### The records ###

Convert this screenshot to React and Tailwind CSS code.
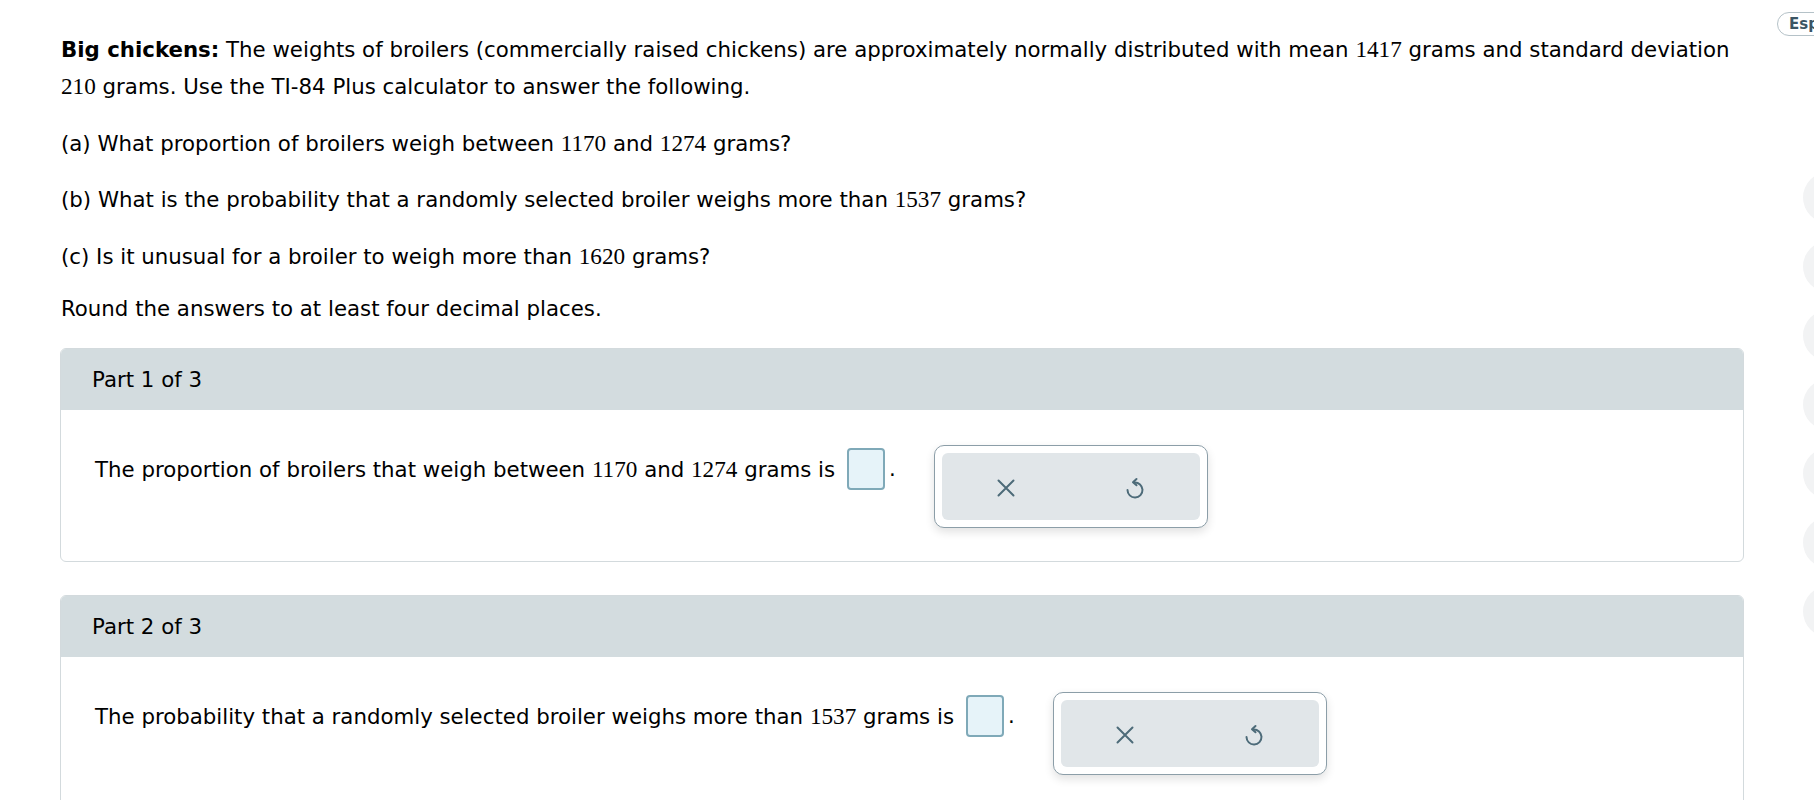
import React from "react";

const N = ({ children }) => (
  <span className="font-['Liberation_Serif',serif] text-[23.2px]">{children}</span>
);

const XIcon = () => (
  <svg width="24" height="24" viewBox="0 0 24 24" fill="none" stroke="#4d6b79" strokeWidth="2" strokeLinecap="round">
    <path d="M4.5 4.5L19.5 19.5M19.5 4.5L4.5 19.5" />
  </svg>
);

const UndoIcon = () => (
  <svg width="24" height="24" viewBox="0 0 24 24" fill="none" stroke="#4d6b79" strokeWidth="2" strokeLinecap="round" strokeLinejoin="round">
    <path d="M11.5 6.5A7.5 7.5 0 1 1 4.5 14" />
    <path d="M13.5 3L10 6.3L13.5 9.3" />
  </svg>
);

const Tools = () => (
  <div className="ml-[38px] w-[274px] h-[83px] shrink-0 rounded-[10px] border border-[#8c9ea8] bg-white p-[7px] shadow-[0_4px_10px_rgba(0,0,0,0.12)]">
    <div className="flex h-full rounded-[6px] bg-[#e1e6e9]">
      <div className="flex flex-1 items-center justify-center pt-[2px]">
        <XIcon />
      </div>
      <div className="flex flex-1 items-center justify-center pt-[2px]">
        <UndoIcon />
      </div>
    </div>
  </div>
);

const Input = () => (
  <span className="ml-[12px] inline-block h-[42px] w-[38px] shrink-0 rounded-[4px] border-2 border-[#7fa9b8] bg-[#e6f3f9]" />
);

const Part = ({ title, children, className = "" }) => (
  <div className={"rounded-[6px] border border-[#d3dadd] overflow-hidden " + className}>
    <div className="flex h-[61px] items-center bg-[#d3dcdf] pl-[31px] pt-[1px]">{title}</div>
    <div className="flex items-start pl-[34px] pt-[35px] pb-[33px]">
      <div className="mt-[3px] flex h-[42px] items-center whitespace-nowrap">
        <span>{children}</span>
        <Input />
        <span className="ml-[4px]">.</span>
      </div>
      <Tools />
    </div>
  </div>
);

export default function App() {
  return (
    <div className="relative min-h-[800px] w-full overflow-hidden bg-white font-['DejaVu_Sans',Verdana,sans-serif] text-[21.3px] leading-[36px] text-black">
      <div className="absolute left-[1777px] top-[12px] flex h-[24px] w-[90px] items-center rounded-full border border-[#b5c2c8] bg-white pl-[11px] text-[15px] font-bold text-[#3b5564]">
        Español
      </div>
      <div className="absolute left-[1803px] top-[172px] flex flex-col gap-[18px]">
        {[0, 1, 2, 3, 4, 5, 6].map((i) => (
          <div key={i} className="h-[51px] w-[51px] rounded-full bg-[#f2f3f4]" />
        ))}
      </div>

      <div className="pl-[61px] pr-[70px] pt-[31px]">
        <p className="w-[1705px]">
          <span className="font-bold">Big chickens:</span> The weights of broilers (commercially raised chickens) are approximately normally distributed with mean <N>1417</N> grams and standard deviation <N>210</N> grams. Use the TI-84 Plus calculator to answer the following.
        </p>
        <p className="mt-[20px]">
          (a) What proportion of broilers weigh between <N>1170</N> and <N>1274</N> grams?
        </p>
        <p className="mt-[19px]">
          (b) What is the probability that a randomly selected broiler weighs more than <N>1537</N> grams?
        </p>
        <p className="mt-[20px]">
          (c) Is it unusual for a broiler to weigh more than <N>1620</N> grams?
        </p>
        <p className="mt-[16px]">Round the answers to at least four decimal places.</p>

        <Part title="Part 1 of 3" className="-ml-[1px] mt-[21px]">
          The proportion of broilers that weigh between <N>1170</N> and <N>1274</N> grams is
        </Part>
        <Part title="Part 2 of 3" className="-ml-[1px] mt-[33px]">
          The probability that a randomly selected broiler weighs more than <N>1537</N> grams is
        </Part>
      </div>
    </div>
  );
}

###
### The records ###

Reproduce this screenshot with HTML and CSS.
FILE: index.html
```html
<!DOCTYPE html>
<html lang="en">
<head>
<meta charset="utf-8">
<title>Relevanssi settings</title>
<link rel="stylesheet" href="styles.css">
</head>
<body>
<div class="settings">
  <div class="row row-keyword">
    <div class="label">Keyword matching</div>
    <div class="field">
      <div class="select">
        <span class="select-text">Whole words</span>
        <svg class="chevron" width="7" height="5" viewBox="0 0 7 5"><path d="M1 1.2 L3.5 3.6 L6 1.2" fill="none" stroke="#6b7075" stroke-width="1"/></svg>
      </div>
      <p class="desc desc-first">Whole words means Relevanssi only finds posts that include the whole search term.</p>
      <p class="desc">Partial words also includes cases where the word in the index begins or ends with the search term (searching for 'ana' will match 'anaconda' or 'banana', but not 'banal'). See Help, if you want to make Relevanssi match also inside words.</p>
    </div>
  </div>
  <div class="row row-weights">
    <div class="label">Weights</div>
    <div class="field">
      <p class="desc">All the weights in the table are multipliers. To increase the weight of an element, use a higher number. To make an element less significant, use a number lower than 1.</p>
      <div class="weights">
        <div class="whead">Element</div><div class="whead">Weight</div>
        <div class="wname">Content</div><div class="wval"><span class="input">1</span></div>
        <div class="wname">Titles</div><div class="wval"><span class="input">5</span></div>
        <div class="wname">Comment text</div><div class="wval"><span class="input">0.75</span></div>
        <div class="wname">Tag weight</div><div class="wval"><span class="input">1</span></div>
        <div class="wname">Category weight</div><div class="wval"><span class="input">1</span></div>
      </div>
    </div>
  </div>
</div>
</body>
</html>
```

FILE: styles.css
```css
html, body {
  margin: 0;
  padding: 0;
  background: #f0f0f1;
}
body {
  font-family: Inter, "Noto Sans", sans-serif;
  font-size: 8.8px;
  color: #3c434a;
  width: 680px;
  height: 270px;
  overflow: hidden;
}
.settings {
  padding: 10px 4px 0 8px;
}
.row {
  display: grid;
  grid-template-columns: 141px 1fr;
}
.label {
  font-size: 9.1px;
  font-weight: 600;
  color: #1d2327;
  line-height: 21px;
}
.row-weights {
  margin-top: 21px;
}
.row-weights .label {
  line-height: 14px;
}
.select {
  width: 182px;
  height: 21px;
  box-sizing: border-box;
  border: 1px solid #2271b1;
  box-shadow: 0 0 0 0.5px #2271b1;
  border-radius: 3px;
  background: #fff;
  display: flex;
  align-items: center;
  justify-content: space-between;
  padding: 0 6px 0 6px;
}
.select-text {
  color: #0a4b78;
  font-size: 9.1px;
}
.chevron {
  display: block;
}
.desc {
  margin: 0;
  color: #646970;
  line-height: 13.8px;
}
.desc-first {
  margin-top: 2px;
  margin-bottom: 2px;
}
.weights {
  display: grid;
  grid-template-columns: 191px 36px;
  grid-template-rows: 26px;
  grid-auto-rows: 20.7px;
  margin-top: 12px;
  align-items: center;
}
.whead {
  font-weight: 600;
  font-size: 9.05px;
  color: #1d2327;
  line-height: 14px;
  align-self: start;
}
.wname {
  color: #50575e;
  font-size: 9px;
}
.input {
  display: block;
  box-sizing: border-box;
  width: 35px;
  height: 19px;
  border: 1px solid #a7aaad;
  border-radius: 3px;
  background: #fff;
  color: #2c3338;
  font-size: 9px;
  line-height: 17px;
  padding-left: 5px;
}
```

###

• **Do this**
Search the data for "with" and list every line in which it occurs.

• **Answer to the task**
          <span className="font-bold">Big chickens:</span> The weights of broilers (commercially raised chickens) are approximately normally distributed with mean <N>1417</N> grams and standard deviation <N>210</N> grams. Use the TI-84 Plus calculator to answer the following.
Reproduce this screenshot with HTML and CSS.
      <p class="desc">Partial words also includes cases where the word in the index begins or ends with the search term (searching for 'ana' will match 'anaconda' or 'banana', but not 'banal'). See Help, if you want to make Relevanssi match also inside words.</p>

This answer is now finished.